NumPy: Efficient Numerical Arrays and Vectorized Computation

Purpose and Design
- NumPy ("Numerical Python") is the foundational library for handling large numerical datasets in RAM.
- It introduces the ndarray (n-dimensional array), which is synonymous with a tensor - enabling storage of vectors, matrices, or higher-dimensional data.
Memory Efficiency
- NumPy arrays are homogeneous: all elements share a consistent data type (e.g., float64, int32, bool).
- This data type awareness enables allocation of tightly-packed, contiguous memory blocks, optimizing both RAM usage and data access speed.
- Memory footprint can be orders of magnitude lower than equivalent native Python lists; for example, tasks that exhausted 32GB of RAM using Python lists could drop to just 6GB with NumPy structures.
Vectorized Operations
- NumPy supports vectorized calculations: operations (such as squaring all elements) are applied across entire arrays in a single step, without explicit Python loops.
- These operations are operator-overloaded and are executed by delegating instructions to low-level, highly optimized C or Fortran routines, delivering significant computational speed gains.
- Conditional operations and masking, such as zeroing out negative numbers (akin to a ReLU activation), can be done efficiently with Boolean masks.

Pandas: Advanced Tabular Data Manipulation

Relationship to NumPy
- Pandas builds upon NumPy, leveraging its underlying optimized array storage and computation for numerical columns in its data structures.
- Supports additional types like strings for non-numeric data, which are common in real-world datasets.
2D Data Handling and Directional Operations
- The core Pandas structure is the DataFrame, which handles labelled rows and columns, analogous to a spreadsheet or SQL table.
- Operations are equally intuitive row-wise and column-wise, facilitating both SQL-like ("row-oriented") and "columnar" manipulations.
- This dual-orientation enables many complex data transformations to be succinct one-liners instead of lengthy Python code.
Indexing and Alignment
- Pandas uses flexible and powerful indexing, enabling functions such as joining disparate datasets via a shared index (e.g., timestamp alignment in financial time series).
- When merging DataFrames (e.g., two stocks with differing trading days), Pandas automatically aligns data on the index, introducing NaN (null) values for unmatched dates.
Handling Missing Data (Imputation)
- Pandas includes robust features for detecting and filling missing values, known as imputation.
  - Options include forward filling, backfilling, or interpolating missing values based on surrounding data.
- Datasets can be reindexed against standardized sequences, such as all valid trading days, to enforce consistent time frames and further identify or fill data gaps.
Use Cases and Integration
- Pandas simplifies ETL (extract, transform, load) for CSV and database-derived data, merging NumPy’s computation power with tools for advanced data cleaning and integration.
- When preparing data for machine learning frameworks (e.g., TensorFlow or Keras), Pandas DataFrames can be converted back into NumPy arrays for computation, maintaining tight integration across the data science stack.

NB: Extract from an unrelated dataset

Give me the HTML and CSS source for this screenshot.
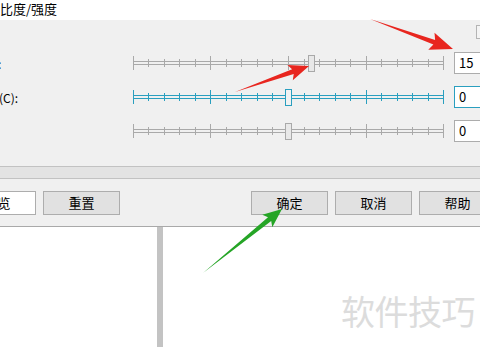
FILE: index.html
```html
<!DOCTYPE html>
<html lang="zh-CN">
<head>
  <meta charset="UTF-8">
  <title>亮度/对比度</title>
  <link rel="stylesheet" href="styles.css">
</head>
<body>

  <svg class="defs" width="0" height="0">
    <defs>
      <symbol id="scale" viewBox="0 0 326 34">
        <path d="M5 15.5H316M5 18.5H316" stroke="currentColor" fill="none"/>
        <path d="M5.5 10V24M82.5 10V24M160.5 10V24M238.5 10V24M315.5 10V24" stroke="currentColor" fill="none"/>
        <path d="M20.5 13V21M36.5 13V21M51.5 13V21M67.5 13V21M98.5 13V21M113.5 13V21M129.5 13V21M144.5 13V21M176.5 13V21M191.5 13V21M207.5 13V21M222.5 13V21M253.5 13V21M269.5 13V21M284.5 13V21M300.5 13V21" stroke="currentColor" fill="none"/>
      </symbol>
    </defs>
  </svg>

  <div class="titlebar"><span class="title">对比度/强度</span></div>

  <div class="panel">
    <div class="panel-top"><span class="corner-btn"></span></div>

    <div class="row">
      <span class="label short">亮度(B):</span>
      <svg class="slider" width="326" height="34" viewBox="0 0 326 34">
        <use href="#scale"/>
        <rect class="thumb" x="180.5" y="9.5" width="6" height="16"/>
      </svg>
      <div class="value">15</div>
    </div>

    <div class="row">
      <span class="label">对比度(C):</span>
      <svg class="slider active" width="326" height="34" viewBox="0 0 326 34">
        <use href="#scale"/>
        <rect class="thumb" x="157.5" y="9.5" width="6" height="16"/>
      </svg>
      <div class="value focus">0</div>
    </div>

    <div class="row">
      <span class="label hidden">强度:</span>
      <svg class="slider" width="326" height="34" viewBox="0 0 326 34">
        <use href="#scale"/>
        <rect class="thumb" x="157.5" y="9.5" width="6" height="16"/>
      </svg>
      <div class="value">0</div>
    </div>
  </div>

  <div class="band"></div>

  <div class="actions">
    <div class="btn preview">预览</div>
    <div class="btn">重置</div>
    <div class="btn ok">确定</div>
    <div class="btn">取消</div>
    <div class="btn">帮助</div>
  </div>

  <div class="workspace">
    <div class="divider"></div>
  </div>

  <div class="watermark">软件技巧</div>

  <svg class="marks" width="480" height="347" viewBox="0 0 480 347">
    <polygon fill="#e8261f" points="370,19 433.4,44.6 428.3,49.7 453,49 434.5,32.7 435.1,39.9"/>
    <polygon fill="#e8261f" points="235,92 293.7,74 292.8,80.2 309,66 287.4,65 292.1,69.2"/>
    <polygon fill="#25a526" points="203,273 271.2,221 272.3,227.2 282,209 262.3,214.8 268,217.2"/>
  </svg>

</body>
</html>
```

FILE: styles.css
```css
body {
  margin: 0;
  width: 480px;
  height: 347px;
  overflow: hidden;
  position: relative;
  background: #fff;
  color: #000;
  font-family: "Noto Sans CJK SC", "Noto Sans", sans-serif;
  font-size: 12px;
}
.defs {
  position: absolute;
}
.titlebar {
  height: 20px;
  background: #fff;
  font-size: 13px;
  line-height: 18px;
}
.title {
  display: block;
  text-indent: -13px;
}
.panel {
  background: #f0f0f0;
  height: 146px;
}
.panel-top {
  height: 26px;
  display: flex;
  justify-content: flex-end;
}
.corner-btn {
  margin-top: 5px;
  margin-right: -20px;
  width: 22px;
  height: 12px;
  border: 1px solid #b4b4b4;
  background: #f4f4f4;
}
.row {
  height: 34px;
  display: flex;
  align-items: center;
}
.label {
  width: 128px;
  flex-shrink: 0;
  text-indent: -37px;
  white-space: nowrap;
}
.label.short {
  text-indent: -42px;
}
.label.hidden {
  text-indent: -60px;
}
.slider {
  flex-shrink: 0;
  color: #a9a9a9;
}
.slider .thumb {
  fill: #e8e8e8;
  stroke: #a9a9a9;
}
.slider.active {
  color: #2a9fbf;
}
.slider.active .thumb {
  fill: #f2f2f2;
  stroke: #2a9fbf;
}
.value {
  flex-shrink: 0;
  width: 40px;
  height: 20px;
  border: 1px solid #acacac;
  background: #fff;
  padding-left: 4px;
  font-size: 13px;
  line-height: 20px;
}
.value.focus {
  border-color: #2a9fbf;
}
.band {
  height: 11px;
  background: #e3e3e3;
  border-top: 1px solid #c2c2c2;
  border-bottom: 1px solid #c2c2c2;
}
.actions {
  height: 47px;
  box-sizing: border-box;
  padding-top: 12px;
  background: #f0f0f0;
  display: flex;
  gap: 7px;
}
.btn {
  flex-shrink: 0;
  box-sizing: border-box;
  width: 77px;
  height: 24px;
  border: 1px solid #adadad;
  background: #e1e1e1;
  text-align: center;
  font-size: 13px;
  line-height: 22px;
}
.btn.preview {
  margin-left: -41px;
  background: #fff;
}
.btn.ok {
  margin-left: 124px;
}
.workspace {
  height: 120px;
  border-top: 1px solid #a9a9a9;
  background: #fff;
}
.divider {
  margin-left: 157px;
  width: 6px;
  height: 120px;
  background: #c3c3c3;
}
.watermark {
  position: absolute;
  right: 5px;
  top: 289px;
  font-size: 34px;
  line-height: 44px;
  color: #dcdcdc;
  letter-spacing: -0.5px;
}
.marks {
  position: absolute;
  left: 0;
  top: 0;
  pointer-events: none;
}
```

Summary: NumPy underpins high-speed numerical operations and memory efficiency, while Pandas extends these capabilities to powerful, flexible, and intuitive manipulation of labelled multi-dimensional data - together forming the backbone of data analysis and preparation in Python machine learning workflows.

Accelerate Your AI Strategy with TylerAI Strategy Call with Tyler

Go from concept to action plan. Get expert, confidential guidance on your specific AI implementation challenges in a private, one-hour strategy session with Tyler.Get personalized guidance from Tyler to solve your company's AI implementation challenges.Book Your Session with TylerBook Your Call with Tyler

Transcript

You are listening to machine learning applied. In this episode, we're gonna talk a little bit more about Num, pa, and Pandas, some more depth that I didn't get into in the MLG Languages and Frameworks episode. So num, pa, and Pandas. In Python, when you're doing machine learning or exploratory data analysis or anything on data, you're gonna be using Num pi.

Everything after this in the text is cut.